Tragically, these toxic ways of relating are often modeled by parents, internalized by their children, and reenacted by those children when they grow up (Motz, 2014). It is hard for children to witness these behaviors and not come to learn and identify with those behaviors. And since these behaviors tend to be learned from the people who love them, children learn to associate them with love, to the point that toxic ways of relating start to seem like loving acts.
This also helps explain why so many people linger in toxic relationships. In fact, the more emotionally attached we are to people who abuse us, the more likely we are to come back to that relationship again and again, despite the negative consequences (Griffing et al., 2002).
How To Move On
A key way to break out of toxic relationship patterns is to reject power dynamics that cause one person to be above or below the other (McLemore, 2003). What would this look like? This looks like shifting from disengaging and besting the other person to attaching to and caring for the other person (McLemore, 2003).
For example, disengaging can look like stonewalling somebody, or simply giving in to something you don’t want. Instead, try to let them in, but not too much. If your romantic partner wants to go out dancing tonight, and you’re not in the mood, engage with them while holding boundaries. It might look like saying, “I appreciate that you want to spend time together. I want that, too, but I don’t have the energy for dancing. What else would be fun for us to do tonight?”
In Sum
It’s important to differentiate between times when we do something unhealthy in our relationships versus relationships that are themselves toxic. We all sometimes act on negative feelings in unhelpful ways. But if a relationship feels that way often – if it seems like you and the other person really bring out the worst in each other, and you’re not sure how to fix it – we hope you find your way to some help. Sympathetic friends, family members, and even therapists are waiting to support you in reducing the toxicity of your relationships.
References
Bartholomew, K. (1997). Adult attachment processes: individual and couple perspectives. British Journal of Medical Psychology, 70, 249-263.
Dutton, D. G., & Painter, S. L. (1981). Traumatic bonding: The development of emotional attachments in battered women and other relationships of intermittent abuse. Victimology: An International Journal, 7(4), 139-155.
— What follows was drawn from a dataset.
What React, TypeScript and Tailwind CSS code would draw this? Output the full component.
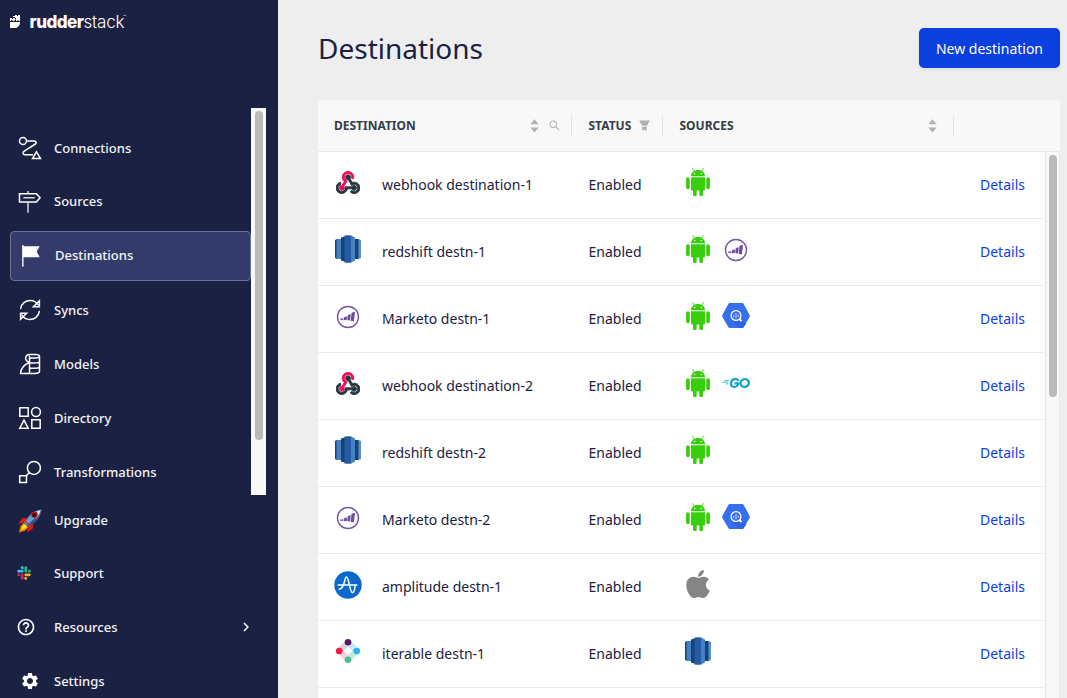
import type { ReactNode } from "react";
import { FaApple } from "react-icons/fa";
import { AiOutlineSearch } from "react-icons/ai";
import { MdHelpOutline, MdSettings } from "react-icons/md";

type IconName = "webhook" | "redshift" | "marketo" | "amplitude" | "iterable" | "android" | "bigquery" | "go" | "apple";

const Webhook = () => (
  <svg width="24" height="23" viewBox="0 0 256 239">
    <path fill="#f50a5c" d="M119.54 100.503c-10.61 17.836-20.775 35.108-31.152 52.25-2.665 4.401-3.984 7.986-1.855 13.58 5.878 15.454-2.414 30.493-17.998 34.575-14.697 3.851-29.016-5.808-31.932-21.543-2.584-13.927 8.224-27.58 23.58-29.757 1.286-.184 2.6-.205 4.762-.367l23.358-39.168C73.612 95.465 64.868 78.39 66.803 57.23c1.368-14.957 7.25-27.883 18-38.477 20.59-20.288 52.002-23.573 76.246-8.001 23.284 14.958 33.948 44.094 24.858 69.031-6.854-1.858-13.756-3.732-21.343-5.79 2.854-13.865.743-26.315-8.608-36.981-6.178-7.042-14.106-10.733-23.12-12.093-18.072-2.73-35.815 8.88-41.08 26.618-5.976 20.13 3.069 36.575 27.784 48.967z" stroke="#f50a5c" strokeWidth="10" />
    <g fill="#263640" stroke="#263640" strokeWidth="10">
      <path d="M149.841 79.41c7.475 13.187 15.065 26.573 22.587 39.836 38.02-11.763 66.686 9.284 76.97 31.817 12.422 27.219 3.93 59.457-20.465 76.25-25.04 17.238-56.707 14.293-78.892-7.851 5.654-4.733 11.336-9.487 17.407-14.566 21.912 14.192 41.077 13.524 55.305-3.282 12.133-14.337 11.87-35.714-.615-49.75-14.408-16.197-33.707-16.691-57.035-1.143-9.677-17.168-19.522-34.199-28.893-51.491-3.16-5.828-6.648-9.21-13.77-10.443-11.893-2.062-19.571-12.275-20.032-23.717-.453-11.316 6.214-21.545 16.634-25.53 10.322-3.949 22.435-.762 29.378 8.014 5.674 7.17 7.477 15.24 4.491 24.083-.83 2.466-1.905 4.852-3.07 7.774z" />
      <path d="M167.707 187.21h-45.77c-4.387 18.044-13.863 32.612-30.19 41.876-12.693 7.2-26.373 9.641-40.933 7.29-26.808-4.323-48.728-28.456-50.658-55.63-2.184-30.784 18.975-58.147 47.178-64.293 1.947 7.071 3.915 14.21 5.862 21.264-25.876 13.202-34.832 29.836-27.59 50.636 6.375 18.304 24.484 28.337 44.147 24.457 20.08-3.962 30.204-20.65 28.968-47.432 19.036 0 38.088-.197 57.126.097 7.434.117 13.173-.654 18.773-7.208 9.22-10.784 26.191-9.811 36.121.374 10.148 10.409 9.662 27.157-1.077 37.127-10.361 9.62-26.73 9.106-36.424-1.26-1.992-2.136-3.562-4.673-5.533-7.298z" />
    </g>
  </svg>
);

const Redshift = () => (
  <svg width="28" height="28" viewBox="0 0 28 28">
    <path fill="#17437a" d="M1 5 3 4v20l-2-1z" />
    <path fill="#4480c2" d="M2.5 4H7v20H2.5z" />
    <path fill="#17437a" d="M7 2.5 12 1v26l-5-1.5zM21 4h4v20h-4z" />
    <path fill="#255ba5" d="M10.5.6Q14-.2 17.5.6v26.8q-3.500.8-7 0z" />
    <path fill="#4480c2" d="M17 .6 21 2.500v23l-4 1.900z" />
    <path fill="#5b8fc9" d="m24.500 4 2.500 1v18l-2.500 1z" />
  </svg>
);

const Marketo = () => (
  <svg width="24" height="24" viewBox="0 0 24 24" className="mt-[2px]">
    <circle cx="12" cy="12" r="10.500" fill="none" stroke="#7656a4" strokeWidth="1.400" />
    <path fill="#6c4a9e" d="m15.600 7.800 3.500-1-1.300 9.800-3.100-.9zM11.800 10l3-.7-.8 6.300-2.700-.7zM8.200 12l2.900-.6-.5 3.800-2.700-.2zM4.300 13.500l3.200-.3-.3 1.800-2.900-.3z" />
  </svg>
);

const Android = () => (
  <svg width="24" height="28" viewBox="0 0 24 28" fill="#37cf0c">
    <path d="M5 8.200C5 4.700 8 2.100 12 2.100s7 2.600 7 6.100z" />
    <path d="m8.600 3.500-2-3M15.400 3.500l2-3" stroke="#37cf0c" strokeWidth=".9" strokeLinecap="round" />
    <circle cx="8.700" cy="5.500" r=".7" fill="#fff" /><circle cx="15.300" cy="5.500" r=".7" fill="#fff" />
    <path d="M5 9.200h14v12.200q0 1.100-1.100 1.100H17v3.900a1.800 1.800 0 0 1-3.700 0v-3.900h-2.600v3.900a1.800 1.800 0 0 1-3.700 0v-3.900h-.9Q5 22.500 5 21.400z" />
    <rect x=".1" y="9.200" width="3.700" height="12" rx="1.850" />
    <rect x="20.200" y="9.200" width="3.700" height="12" rx="1.850" />
  </svg>
);

const BigQuery = () => (
  <svg width="28" height="28" viewBox="0 0 28 28">
    <path fill="#366ef0" d="M7.800 1h12.400q1 0 1.500.9l5.900 11.200q.4.900 0 1.800l-5.900 10.200q-.5.900-1.500.9H7.800q-1 0-1.500-.9L.4 14.900q-.4-.9 0-1.800L6.300 1.900Q6.800 1 7.800 1z" />
    <path fill="#2f62dc" d="m18.200 17.300 6 4.200-2.500 3.600q-.5.900-1.500.9h-2.900l-7.200-7.200z" />
    <circle cx="14" cy="13.500" r="4.900" fill="none" stroke="#fff" strokeWidth="1.200" />
    <path d="m17.500 17 2.100 2.100" stroke="#fff" strokeWidth="1.900" />
    <path d="M11.800 13v2.200M14 11v5.500M16.200 12.800v2.200" stroke="#a9c3ff" strokeWidth="1.200" />
  </svg>
);

const Go = () => (
  <svg width="28" height="12" viewBox="0 0 28 12" fill="none" stroke="#16a3c9">
    <path d="M2.500 3.400h4.500M.1 5.100h6.200M4 6.900h2.200" strokeWidth=".8" />
    <path d="M16.600 3.900C15 .8 9.700 1.700 9 5.900c-.7 4.200 4.200 5.200 6.300 2.700.7-.8 1-1.500 1.100-2.200h-3.900" strokeWidth="2.200" />
    <ellipse cx="22.700" cy="6" rx="4.200" ry="3.900" strokeWidth="2.300" transform="rotate(-25 22.700 6)" />
  </svg>
);

const Amplitude = () => (
  <svg width="28" height="28" viewBox="0 0 28 28" className="mt-px">
    <circle cx="14" cy="14" r="13.700" fill="#0d69c9" />
    <path d="M4.200 14h18.600M5.300 18.200c3-.2 4.300-3.800 5.300-7.900.4-1.700.9-4.300 1.900-4.300 1.300 0 2.200 5 3.200 9.100.8 3.300 1.400 6.500 2.800 6.500 1.500 0 2.200-3.600 2.600-6.300" fill="none" stroke="#fff" strokeWidth="1.500" strokeLinecap="round" />
  </svg>
);

const Iterable = () => (
  <svg width="26" height="26" viewBox="0 0 26 26" fill="none" strokeWidth="6.200">
    <path d="m4.500 13 8.500-8.500" stroke="#dfcfe0" />
    <path d="m13 4.500 8.500 8.500" stroke="#c5eafa" />
    <path d="M21.500 13 13 21.500" stroke="#c5e9df" />
    <path d="M4.500 13l8.500 8.500" stroke="#fad0d9" />
    <circle cx="13" cy="4.200" r="3.300" fill="#5b1768" stroke="none" />
    <circle cx="4.200" cy="13" r="3.300" fill="#ef1941" stroke="none" />
    <circle cx="21.800" cy="13" r="3.300" fill="#2ab5ef" stroke="none" />
    <circle cx="13" cy="21.800" r="3.300" fill="#50b797" stroke="none" />
  </svg>
);

const icons: Record<IconName, ReactNode> = {
  webhook: <Webhook />,
  redshift: <Redshift />,
  marketo: <Marketo />,
  android: <Android />,
  bigquery: <BigQuery />,
  go: <Go />,
  amplitude: <Amplitude />,
  iterable: <Iterable />,
  apple: <FaApple className="h-[32px] w-[30px] shrink-0 text-[#858585]" />,
};

const Line = ({ children }: { children: ReactNode }) => (
  <svg width="24" height="24" viewBox="0 0 24 24" fill="none" stroke="#fff" strokeWidth="1.500" strokeLinejoin="round" strokeLinecap="round">
    {children}
  </svg>
);

const ConnectionsIcon = () => (
  <Line>
    <circle cx="5" cy="5" r="3.500" />
    <path d="M8.500 5h7.700c2 0 2.700 1.900 1.200 3L6.200 15.200c-2 1.500-1.300 3.600.8 3.600h7.500" />
    <path d="m18.500 15.800 4 6.700h-8z" strokeLinejoin="miter" />
  </Line>
);
const SourcesIcon = () => (
  <Line>
    <path d="M1.500 3.700h16.800l3.800 4.100-3.800 4.200H1.500z" strokeLinejoin="miter" />
    <path d="M5.300 7.800h11.400M10 1v2.700M10 12v10.700" strokeLinecap="butt" stroke="#d4d6df" />
  </Line>
);
const FlagIcon = () => (
  <svg width="24" height="24" viewBox="0 0 24 24">
    <path d="M2.800 1v21.700" stroke="#dfe1ee" strokeWidth="1.600" />
    <path d="M3 2.300h16.700l-3 5.300 3 5.600H3z" fill="#fff" />
  </svg>
);
const SyncsIcon = () => (
  <Line>
    <path d="M2.700 10.400C3.500 5.600 7.500 2.500 12.400 2.600c3.400.1 6.200 1.900 7.800 4.300M21.300 13.600c-.8 4.800-4.800 7.900-9.700 7.800-3.400-.1-6.200-1.900-7.800-4.300" />
    <path d="M21.400 2.800v5.900h-6zM2.600 21.200v-5.900h6z" strokeLinejoin="miter" />
  </Line>
);
const ModelsIcon = () => (
  <Line>
    <path d="M11.500 4.300v17.200H2.500c.4-4.700 3.600-9 9-11M11.500 10.100C6.500 9.500 6 2.600 12 2.500h5.500c2.500 0 4 .8 4 1.800s-1.600 1.700-4 1.800l-6-.3M21.500 4.300v15c0 1.400-2 2.200-5 2.200h-5M11.500 10.900h5c3 0 5-.5 5-1.500M11.500 16.300h5c3 0 5-.6 5-1.700" />
  </Line>
);
const DirectoryIcon = () => (
  <Line>
    <path d="M1.800 1.800h8.400v8.400H1.800zM13.800 13.800h8.400v8.400h-8.400zM6 14.200l4.200 8H1.800z" strokeLinejoin="miter" />
    <circle cx="18" cy="6" r="4.400" />
  </Line>
);
const TransformationsIcon = () => (
  <Line>
    <circle cx="15.900" cy="7.900" r="6.500" />
    <path d="M1.700 15.700h6.800v6.800H1.700zM8.500 15.500l2.800-2.800" strokeLinejoin="miter" />
  </Line>
);
const RocketIcon = () => (
  <svg width="24" height="24" viewBox="0 0 24 24" className="mt-[2px]">
    <path d="M9 8.500 4 9.500.5 14.800 7 13.300zM15.500 15l-1 5-5.700 3.500 1.600-6.500z" fill="#e9190d" />
    <path d="m5.500 14-3 3.200L1 23.400l6.300-1.800 2.900-3.200z" fill="#f08a00" />
    <path d="m6.500 15-2.400 3-.9 3 3.200-1.200 2.800-2.400z" fill="#ffe32d" />
    <path d="M23.500.6c-5 .5-9.700 2.800-12.900 7.200L6 13.900l4.400 4.300 6-4.800c4.300-3.500 6.600-7.700 7.100-12.800z" fill="#6b9fca" />
    <path d="M23.500.6c-3 4.700-7.300 9.700-14.500 16.200l1.400 1.400 6-4.800c4.300-3.500 6.600-7.700 7.100-12.800z" fill="#31567e" />
    <path d="M22.500 1.500c-3.500.6-6.300 1.900-8.500 4l4 4c2.300-2.200 3.900-5 4.500-8z" fill="#dce5ec" />
    <circle cx="16.500" cy="5.700" r="3.300" fill="#c61616" /><circle cx="16.200" cy="5.900" r="2" fill="#16161e" />
    <path d="m7 12 5 5" stroke="#c33126" strokeWidth="1.400" />
  </svg>
);
const SlackIcon = () => (
  <svg width="14" height="14" viewBox="0 0 14 14" className="-ml-px -mt-[2px]">
    <path fill="#36c5f0" d="M5.200.2a1.400 1.400 0 1 0 0 2.800h1.400V1.600A1.400 1.400 0 0 0 5.200.2zM1.600 3.800a1.400 1.400 0 1 0 0 2.800h3.600a1.400 1.400 0 1 0 0-2.800z" />
    <path fill="#2eb67d" d="M13.800 5.200a1.400 1.400 0 1 0-2.800 0v1.400h1.400a1.400 1.400 0 0 0 1.400-1.400zM10.200 1.600a1.400 1.400 0 1 0-2.800 0v3.600a1.400 1.400 0 1 0 2.800 0z" />
    <path fill="#ecb22e" d="M8.800 13.800a1.400 1.400 0 1 0 0-2.800H7.400v1.400c0 .8.600 1.400 1.400 1.400zM12.400 10.200a1.400 1.400 0 1 0 0-2.800H8.800a1.400 1.400 0 1 0 0 2.800z" />
    <path fill="#e01e5a" d="M.2 8.800a1.400 1.400 0 1 0 2.800 0V7.400H1.600C.8 7.400.2 8 .2 8.800zM3.800 12.400a1.400 1.400 0 1 0 2.800 0V8.800a1.400 1.400 0 1 0-2.800 0z" />
  </svg>
);

const mainNav = [
  { label: "Connections", icon: <ConnectionsIcon />, pad: "pt-[2px]" },
  { label: "Sources", icon: <SourcesIcon />, pad: "" },
  { label: "Destinations", icon: <FlagIcon />, pad: "", active: true },
  { label: "Syncs", icon: <SyncsIcon />, pad: "pt-[2px]" },
  { label: "Models", icon: <ModelsIcon />, pad: "pt-[2px]" },
  { label: "Directory", icon: <DirectoryIcon />, pad: "pt-[2px]" },
  { label: "Transformations", icon: <TransformationsIcon />, pad: "pt-[2px]" },
];

const footerNav = [
  { label: "Upgrade", icon: <RocketIcon />, pad: "pt-[2px]" },
  { label: "Support", icon: <SlackIcon />, pad: "" },
  { label: "Resources", icon: <MdHelpOutline className="-ml-[2px] size-5 text-white" />, pad: "", more: true },
  { label: "Settings", icon: <MdSettings className="ml-[2px] size-[20px] text-white" />, pad: "pt-[2px]" },
];

const rows: { icon: IconName; name: string; sources: IconName[] }[] = [
  { icon: "webhook", name: "webhook destination-1", sources: ["android"] },
  { icon: "redshift", name: "redshift destn-1", sources: ["android", "marketo"] },
  { icon: "marketo", name: "Marketo destn-1", sources: ["android", "bigquery"] },
  { icon: "webhook", name: "webhook destination-2", sources: ["android", "go"] },
  { icon: "redshift", name: "redshift destn-2", sources: ["android"] },
  { icon: "marketo", name: "Marketo destn-2", sources: ["android", "bigquery"] },
  { icon: "amplitude", name: "amplitude destn-1", sources: ["apple"] },
  { icon: "iterable", name: "iterable destn-1", sources: ["redshift"] },
];

const Sorter = () => (
  <svg width="9" height="14" viewBox="0 0 9 14" fill="#b0b0b0">
    <path d="M4.500.3 8.700 5.300H.3zM4.500 13.500 8.700 8.500H.3z" />
  </svg>
);

const Funnel = () => (
  <svg width="11" height="11" viewBox="0 0 11 11" fill="#b0b0b0" className="ml-2">
    <path d="M.2.500h10.600L8 5.800H3zM3.200 6.700h4.600v3.100q0 .5-.5.500H3.700q-.5 0-.5-.5z" />
  </svg>
);

function Sidebar() {
  return (
    <aside className="flex h-full w-[278px] shrink-0 flex-col bg-[#1b2142] text-[13px] font-medium text-[#f3f4f8]">
      <div className="flex h-[108px] shrink-0 items-start pl-[10px] pt-[10px]">
        <svg width="10" height="14" viewBox="0 0 10 14" className="mt-[4px]" fill="#fff">
          <path d="M0 8h10c0 3.500-2 6-5 6H0zM0 4h2v1h1V4h2v1.500h1V4H5V3H3V2h2V1h2v1h1V1h2v6H8.500V6h-1v1H6V6H4.500v1h-2V6H1v1H0z" />
        </svg>
        <div className="ml-[9.500px] flex items-start font-['Inter',sans-serif] text-[17px] leading-6 tracking-[-0.500px] text-white">
          <span className="font-extrabold">rudder</span>
          <span className="font-light tracking-[-0.200px]">stack</span>
          <span className="-ml-px text-[4px] leading-[14px] tracking-normal">™</span>
        </div>
      </div>
      <div className="flex h-[387px] shrink-0">
        <nav className="flex w-[251px] flex-col gap-1 overflow-hidden pl-[10px] pt-[15px]">
          {mainNav.map((item) => (
            <a
              key={item.label}
              className={
                item.active
                  ? "flex h-[50px] shrink-0 items-center gap-[11px] rounded-[4px] border border-[#6d7299] bg-[#343b6b] pl-[9px]"
                  : "flex h-[50px] shrink-0 items-center gap-3 pl-2"
              }
            >
              {item.icon}
              <span className={item.pad}>{item.label}</span>
            </a>
          ))}
        </nav>
        <div className="flex h-full w-[15px] justify-center bg-[#f8f8f8] pt-[3px]">
          <div className="h-[329px] w-2 rounded-full bg-[#bababa]" />
        </div>
      </div>
      <nav className="flex flex-col gap-[3.700px] overflow-hidden pl-[18px]">
        {footerNav.map((item) => (
          <a key={item.label} className="flex h-[50px] shrink-0 items-center">
            <span className="flex w-9 items-center">{item.icon}</span>
            <span className={item.pad}>{item.label}</span>
            {item.more && (
              <svg width="8" height="10" viewBox="0 0 8 10" fill="none" stroke="#fff" strokeWidth="1.500" className="ml-auto mr-[28px]">
                <path d="m2 1 3.900 4L2 9" />
              </svg>
            )}
          </a>
        ))}
      </nav>
    </aside>
  );
}

export default function App() {
  return (
    <div className="flex h-[698px] w-[1067px] overflow-hidden bg-[#eeeeee] font-['Noto_Sans',sans-serif]">
      <Sidebar />
      <main className="flex min-w-0 flex-1 flex-col pl-10 pr-[7px]">
        <header className="flex h-[100px] shrink-0 items-start justify-between pt-7">
          <h1 className="text-[28px] leading-10 text-[#1b2142]">Destinations</h1>
          <button className="h-10 w-[141px] rounded-[5px] bg-[#0b40df] pt-[2px] text-sm text-white shadow-[0_2px_4px_rgba(0,0,0,0.070)]">
            New destination
          </button>
        </header>
        <div className="flex h-[52px] shrink-0 items-center border-b border-[#e9e9e9] bg-[#f8f8f8] text-xs font-bold text-[#343c4a]">
          <div className="flex h-5 w-[254px] items-center border-r border-[#e2e2e2] pl-4 pr-[11px]">
            <span className="flex-1">DESTINATION</span>
            <Sorter />
            <AiOutlineSearch className="ml-[9px] -mr-px size-[13px] text-[#b0b0b0]" />
          </div>
          <div className="flex h-5 w-[91px] items-center border-r border-[#e2e2e2] pl-[16.500px]">
            <span>STATUS</span>
            <Funnel />
          </div>
          <div className="flex h-5 w-[291px] items-center justify-between border-r border-[#e2e2e2] pl-[16.500px] pr-[16px]">
            <span>SOURCES</span>
            <Sorter />
          </div>
        </div>
        <div className="flex min-h-0 flex-1">
          <div className="w-[727px] overflow-hidden bg-white text-sm text-[#1b2142]">
            {rows.map((row) => (
              <div key={row.name} className="flex h-[67px] items-center border-b border-[#ebebeb]">
                <div className="flex w-[270.500px] items-center gap-5 pl-4">
                  <span className="-mt-1.5 flex w-7 items-center justify-center">{icons[row.icon]}</span>
                  <span>{row.name}</span>
                </div>
                <div className="w-[95.500px]">Enabled</div>
                <div className="-mt-1.5 flex w-[278px] items-center gap-2.5">
                  {row.sources.map((source) => (
                    <span key={source} className="flex h-7 w-7 items-center justify-center">{icons[source]}</span>
                  ))}
                </div>
                <a className="ml-[18px] text-[#0b40df]">Details</a>
              </div>
            ))}
          </div>
          <div className="flex w-[15px] justify-center border-x border-[#e7e7e7] bg-[#f8f8f8] pt-[3px]">
            <div className="h-[242px] w-2 rounded-full bg-[#bababa]" />
          </div>
        </div>
      </main>
    </div>
  );
}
Griffing, S., Ragin, D. F., Sage, R. E., Madry, L., Bingham, L. E., & Primm, B. J. (2002). Domestic violence survivors' self-identified reasons for returning to abusive relationships. Journal of Interpersonal Violence, 17(3), 306-319.
Hazan, C., & Shaver, P. R. (1987). Romantic love conceptualized as an attachment process. Journal of Personality and Social Psychology, 52, 511-524.
McLemore, C. W. (2003). Toxic relationships and how to change them: health and holiness in everyday life. San Francisco: Jossey-Bass.
Motz, A. (2014). Toxic couples: the psychology of domestic violence. Routledge.
Reder, P., & Duncan, S. (2001). Abusive relationships, care and control conflicts and insecure attachments. Child Abuse Review, 10, 411-427.